Rate Limiting for the Thales-Hosted Cloud Licensing Service

Thales offers a service called hosted cloud licensing to vendors who use Sentinel LDK and who subscribe to Sentinel EMS. When you subscribe to the hosted cloud licensing service, Thales hosts a high-availability license manager to serve cloud licenses to your customers. You create and manage cloud licenses and client identities using this hosted service.

Your license agreement with Thales includes the following limitations on the number of Licensing API calls that will be served:

>Identity-level rate limit is 40 API requests per minute (peak value).

>Customer-level rate limit is 20,000 API requests per minute (peak value) and 5,000,000 API requests per 24 hours. This limitation is based on the assumption that you have approximately 1,000 concurrent identity sessions. This does not indicate that you are limited to 1000 end users.

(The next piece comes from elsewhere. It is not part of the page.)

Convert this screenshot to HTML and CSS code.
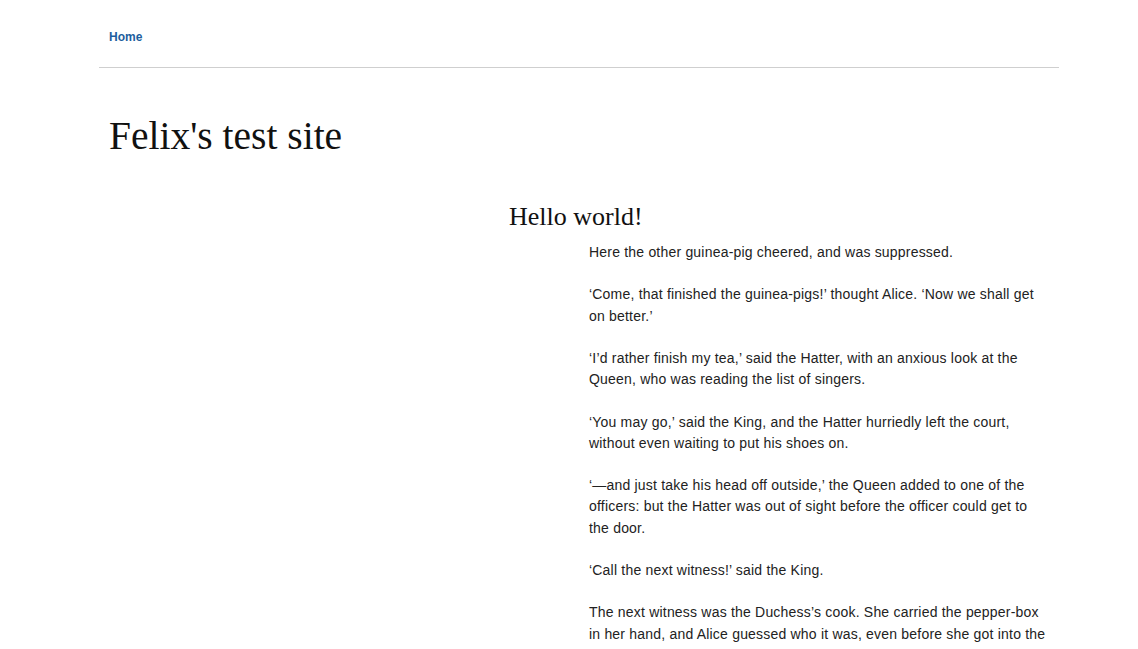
FILE: index.html
```html
<!DOCTYPE html>
<html>
<head>
<meta charset="utf-8">
<link rel="stylesheet" href="styles.css">
</head>
<body>
<div class="page">
  <nav class="topnav"><a href="#" class="nav-link">Home</a></nav>
  <header class="site-header"><h1 class="site-title">Felix's test site</h1></header>
  <main class="layout">
    <aside class="sidebar"></aside>
    <article class="post">
      <h2 class="post-title">Hello world!</h2>
      <div class="post-body">
        <p>Here the other guinea-pig cheered, and was suppressed.</p>
        <p>‘Come, that finished the guinea-pigs!’ thought Alice. ‘Now we shall get on better.’</p>
        <p>‘I’d rather finish my tea,’ said the Hatter, with an anxious look at the Queen, who was reading the list of singers.</p>
        <p>‘You may go,’ said the King, and the Hatter hurriedly left the court, without even waiting to put his shoes on.</p>
        <p>‘—and just take his head off outside,’ the Queen added to one of the officers: but the Hatter was out of sight before the officer could get to the door.</p>
        <p>‘Call the next witness!’ said the King.</p>
        <p>The next witness was the Duchess’s cook. She carried the pepper-box in her hand, and Alice guessed who it was, even before she got into the court, by the way the people near the door began sneezing all at once.</p>
      </div>
    </article>
  </main>
</div>
</body>
</html>
```
FILE: styles.css
```css
html, body { margin: 0; padding: 0; background: #fff; }
body { font-family: "Liberation Sans", Arial, sans-serif; color: #222; }
.page { width: 960px; margin-left: 99px; }
.topnav { display: block; padding: 30px 10px 0; height: 68px; box-sizing: border-box; border-bottom: 1px solid #cfcfcf; }
.nav-link { font-size: 12px; font-weight: bold; color: #1d5e9e; text-decoration: none; line-height: 15px; display: block; }
.site-header { padding: 46px 10px 0; }
.site-title { margin: 0; font-family: "Liberation Serif", "Times New Roman", serif; font-weight: normal; font-size: 39.5px; line-height: 44px; color: #111; }
.layout { display: flex; padding-top: 43px; }
.sidebar { width: 410px; flex: none; }
.post { flex: 1; padding-right: 10px; }
.post-title { margin: 0; font-family: "Liberation Serif", "Times New Roman", serif; font-weight: normal; font-size: 26px; line-height: 32px; color: #111; }
.post-body { padding-left: 80px; padding-top: 9px; font-size: 14px; line-height: 21.2px; letter-spacing: 0.2px; }
.post-body p { margin: 0 0 21.2px; }
```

For more information, see .Sentinel LDK Software Protection and Licensing Guide for Sentinel EMS.

Complying With Rate Limiting

To ensure that API calls from your licensed users do not exceed the rate limits described above, you can use Sentinel Licensing API or the WebService API to limit the frequency with which API calls are sent to the hosted cloud license service. (Rate limiting only applies to API calls that use client identities.)

Best practices for complying with the rate limits include avoiding unnecessary but repetitive API calls, such as calling encrypt/decrypt every few second to keep a session alive.

NOTE   Rate limiting is also applicable for vendor-hosted cloud licensing. For more information, see Rate Limiting for Vendor-Hosted Cloud Licensing.

Using Sentinel Licensing API, you can implement rate limiting for cloud license API calls by protected applications on customers’ machines. The use of rate limiting improves the licensed user experience if licensed user interactions with the applications are generating an excessive number of API calls to the license server.

Your license agreement with Thales is enforced by a device-based rate limiting policy using a token bucket algorithm (https://en.wikipedia.org/wiki/Token_bucket), as follows:

Rate limiting is enforced by a device-based rate limiting policy using a token bucket algorithm (https://en.wikipedia.org/wiki/Token_bucket), as follows:

>Each protected application that uses cloud licensing is assigned a bucket. The bucket is assigned a starting number of tokens. The number assigned is also the maximum number of tokens that the bucket can contain.

>Each of the following types of API calls consumes between 1 or more tokens from the bucket and is affected by exceeding the rate limit: hasp_login, hasp_logout, hasp_encrypt, hasp_decrypt, hasp_read, hasp_write, hasp_get_rtc, and hasp_update_session. These calls can fail with the error HASP_IDENTITY_RATE_EXCEEDED.

NOTE   Each Restful API consumes 1 token from the bucket.

>When the bucket is empty, the rate limit is considered to be exceeded.

>New tokens are added periodically to the bucket.

The rate limit forces you to implement protection of your application using a limited number of API calls.

Rate Limiting Mechanism

The following mechanisms exist for implementation of rate limiting:

>With Sentinel Licensing API 9.0 or later:

The bucket is stored in the identity session. This means that each application uses a different bucket, and different applications do not interfere with each other. The license server always fulfills the API calls, but if the rate limit is exceeded, the license server notifies the Licensing API how long to wait before making a new call. The Licensing API then causes the API call to fail on the client side, without any connection with the license server, until the stated time has elapsed.

>With Sentinel Licensing API earlier than version 9.0:

It is not possible to make the API call to fail on the client side. Therefore, the license server makes the API call fail and returns the error HASP_IDENTITY_RATE_EXCEEDED to the client.

NOTE   This method of failing the API call is inefficient. It saves only a fraction of the server work, as the server still has to process the API call. The older Licensing API also invalidates the HASP secure channel, requiring the secure channel to be reestablished, and then consuming additional API calls.

>With Sentinel Licensing REST API:

Once rate limiting is triggered, the license server makes the API call fail and returns the error HASP_IDENTITY_RATE_EXCEEDED at the LDK level, and returns the error 429 at the HTTP level. A Retry-After header is included to this response, indicating how long to wait before making a new API call. The use of the WebService API differs from the Licensing API in that the bucket is stored at the identity level. As a result, all applications that use the same identity share the same bucket.

NOTE   To reduce token consumption, Thales highly recommends that you use the latest version of Sentinel Licensing API.